■ TASK DIRECTIONS ■
Gather up every line that includes the string "page".
-- Start SUPPLIED MATERIAL --
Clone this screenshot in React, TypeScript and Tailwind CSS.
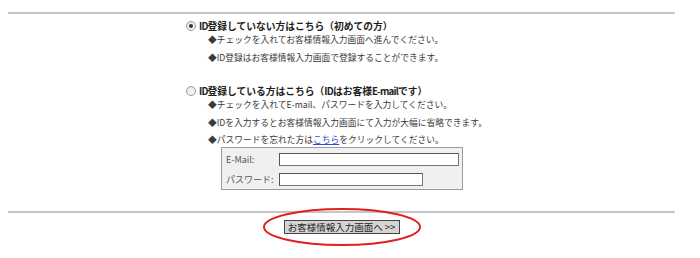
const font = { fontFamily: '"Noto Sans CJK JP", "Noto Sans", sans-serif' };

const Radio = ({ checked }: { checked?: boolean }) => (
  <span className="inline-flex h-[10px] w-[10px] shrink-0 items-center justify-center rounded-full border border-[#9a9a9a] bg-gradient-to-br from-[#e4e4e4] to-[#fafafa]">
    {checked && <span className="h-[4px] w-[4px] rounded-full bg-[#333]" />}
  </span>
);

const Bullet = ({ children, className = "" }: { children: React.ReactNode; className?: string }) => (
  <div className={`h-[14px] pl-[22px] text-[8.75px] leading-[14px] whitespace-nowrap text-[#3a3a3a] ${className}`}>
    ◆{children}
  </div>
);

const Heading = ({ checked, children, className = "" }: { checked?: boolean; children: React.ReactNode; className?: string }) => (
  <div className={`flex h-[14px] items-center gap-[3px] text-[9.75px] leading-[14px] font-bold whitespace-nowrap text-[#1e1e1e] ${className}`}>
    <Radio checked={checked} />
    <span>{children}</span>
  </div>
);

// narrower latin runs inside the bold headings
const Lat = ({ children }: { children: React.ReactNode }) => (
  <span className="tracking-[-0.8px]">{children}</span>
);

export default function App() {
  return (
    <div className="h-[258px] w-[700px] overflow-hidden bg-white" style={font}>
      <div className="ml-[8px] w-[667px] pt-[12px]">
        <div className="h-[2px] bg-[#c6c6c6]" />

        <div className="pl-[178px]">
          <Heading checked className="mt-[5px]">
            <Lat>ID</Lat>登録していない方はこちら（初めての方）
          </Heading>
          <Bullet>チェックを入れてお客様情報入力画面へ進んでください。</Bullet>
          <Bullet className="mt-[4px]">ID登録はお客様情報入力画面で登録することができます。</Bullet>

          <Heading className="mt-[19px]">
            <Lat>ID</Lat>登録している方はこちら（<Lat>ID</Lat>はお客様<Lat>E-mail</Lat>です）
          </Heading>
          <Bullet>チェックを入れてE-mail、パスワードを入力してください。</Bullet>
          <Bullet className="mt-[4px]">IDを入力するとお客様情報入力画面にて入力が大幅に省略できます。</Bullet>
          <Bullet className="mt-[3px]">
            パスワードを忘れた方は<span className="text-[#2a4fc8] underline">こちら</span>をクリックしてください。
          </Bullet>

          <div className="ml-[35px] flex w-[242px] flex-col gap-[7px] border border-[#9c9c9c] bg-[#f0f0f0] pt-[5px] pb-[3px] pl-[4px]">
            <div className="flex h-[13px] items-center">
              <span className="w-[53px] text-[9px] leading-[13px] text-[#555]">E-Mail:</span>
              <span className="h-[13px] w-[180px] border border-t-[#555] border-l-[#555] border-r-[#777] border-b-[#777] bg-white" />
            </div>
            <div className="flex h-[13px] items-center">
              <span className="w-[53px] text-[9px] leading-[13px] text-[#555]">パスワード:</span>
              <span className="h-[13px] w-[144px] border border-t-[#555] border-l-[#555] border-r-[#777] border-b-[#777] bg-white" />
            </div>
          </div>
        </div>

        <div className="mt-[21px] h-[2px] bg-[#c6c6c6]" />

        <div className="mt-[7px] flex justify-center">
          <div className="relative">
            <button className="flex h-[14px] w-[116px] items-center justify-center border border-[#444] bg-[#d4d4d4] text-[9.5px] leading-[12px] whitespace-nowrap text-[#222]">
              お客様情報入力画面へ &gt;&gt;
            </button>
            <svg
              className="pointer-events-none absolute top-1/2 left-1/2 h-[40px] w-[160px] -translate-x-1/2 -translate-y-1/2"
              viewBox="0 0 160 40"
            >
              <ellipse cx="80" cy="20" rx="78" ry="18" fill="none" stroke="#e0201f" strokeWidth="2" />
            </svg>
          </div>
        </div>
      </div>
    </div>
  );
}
-- End SUPPLIED MATERIAL --
-- Start SUPPLIED MATERIAL --
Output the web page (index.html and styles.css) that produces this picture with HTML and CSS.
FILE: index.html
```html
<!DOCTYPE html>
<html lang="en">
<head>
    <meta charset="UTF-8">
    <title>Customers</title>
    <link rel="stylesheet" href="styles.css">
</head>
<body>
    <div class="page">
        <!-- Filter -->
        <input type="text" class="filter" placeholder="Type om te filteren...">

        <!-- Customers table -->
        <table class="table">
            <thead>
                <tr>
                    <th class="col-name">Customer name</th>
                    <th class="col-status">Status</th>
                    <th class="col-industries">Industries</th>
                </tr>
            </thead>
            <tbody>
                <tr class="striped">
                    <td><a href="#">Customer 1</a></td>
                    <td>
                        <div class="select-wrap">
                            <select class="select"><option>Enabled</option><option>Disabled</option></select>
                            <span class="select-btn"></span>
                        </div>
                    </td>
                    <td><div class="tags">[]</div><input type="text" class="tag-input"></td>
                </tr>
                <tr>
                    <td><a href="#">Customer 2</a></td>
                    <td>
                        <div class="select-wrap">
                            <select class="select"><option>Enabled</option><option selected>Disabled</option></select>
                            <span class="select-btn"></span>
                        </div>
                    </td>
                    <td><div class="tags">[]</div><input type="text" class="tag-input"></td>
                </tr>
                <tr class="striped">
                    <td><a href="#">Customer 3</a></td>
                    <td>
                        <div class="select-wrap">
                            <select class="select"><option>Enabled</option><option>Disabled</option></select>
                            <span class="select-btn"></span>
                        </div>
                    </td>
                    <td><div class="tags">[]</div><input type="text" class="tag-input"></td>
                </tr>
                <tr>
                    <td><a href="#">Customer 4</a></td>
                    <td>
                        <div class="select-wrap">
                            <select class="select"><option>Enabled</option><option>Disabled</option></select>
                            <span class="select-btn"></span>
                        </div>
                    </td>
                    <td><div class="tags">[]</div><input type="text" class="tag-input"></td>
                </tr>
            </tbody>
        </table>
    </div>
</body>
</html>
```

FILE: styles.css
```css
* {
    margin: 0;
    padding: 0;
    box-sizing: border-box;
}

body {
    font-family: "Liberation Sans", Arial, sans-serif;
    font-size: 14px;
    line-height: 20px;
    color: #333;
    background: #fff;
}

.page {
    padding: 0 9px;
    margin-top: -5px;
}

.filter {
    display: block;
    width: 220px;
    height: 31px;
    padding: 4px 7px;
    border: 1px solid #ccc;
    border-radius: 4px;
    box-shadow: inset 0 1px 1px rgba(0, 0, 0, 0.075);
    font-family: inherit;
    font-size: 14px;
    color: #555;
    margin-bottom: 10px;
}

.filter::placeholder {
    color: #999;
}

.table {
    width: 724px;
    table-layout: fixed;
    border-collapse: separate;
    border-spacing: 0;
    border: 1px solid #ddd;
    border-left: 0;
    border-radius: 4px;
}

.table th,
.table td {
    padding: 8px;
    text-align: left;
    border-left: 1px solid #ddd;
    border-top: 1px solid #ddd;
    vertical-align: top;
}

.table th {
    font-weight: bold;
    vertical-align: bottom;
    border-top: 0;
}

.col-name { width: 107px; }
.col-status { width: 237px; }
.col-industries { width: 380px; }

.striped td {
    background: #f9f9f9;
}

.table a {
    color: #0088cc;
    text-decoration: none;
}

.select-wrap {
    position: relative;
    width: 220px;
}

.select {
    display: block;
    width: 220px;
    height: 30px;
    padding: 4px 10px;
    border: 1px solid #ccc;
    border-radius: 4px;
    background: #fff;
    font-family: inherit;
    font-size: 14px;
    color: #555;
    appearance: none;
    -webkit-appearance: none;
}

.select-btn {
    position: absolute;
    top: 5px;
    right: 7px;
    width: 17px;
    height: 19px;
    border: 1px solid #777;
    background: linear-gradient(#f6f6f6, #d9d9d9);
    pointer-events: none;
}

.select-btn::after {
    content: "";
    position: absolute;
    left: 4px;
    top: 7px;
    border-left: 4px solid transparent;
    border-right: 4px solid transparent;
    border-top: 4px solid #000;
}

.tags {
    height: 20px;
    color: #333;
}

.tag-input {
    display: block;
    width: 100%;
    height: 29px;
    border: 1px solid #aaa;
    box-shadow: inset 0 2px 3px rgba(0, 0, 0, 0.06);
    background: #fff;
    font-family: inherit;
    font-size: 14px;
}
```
-- End SUPPLIED MATERIAL --
■ WORKED SOLUTION ■
Output the web page (index.html and styles.css) that produces this picture with HTML and CSS.
    <div class="page">
.page {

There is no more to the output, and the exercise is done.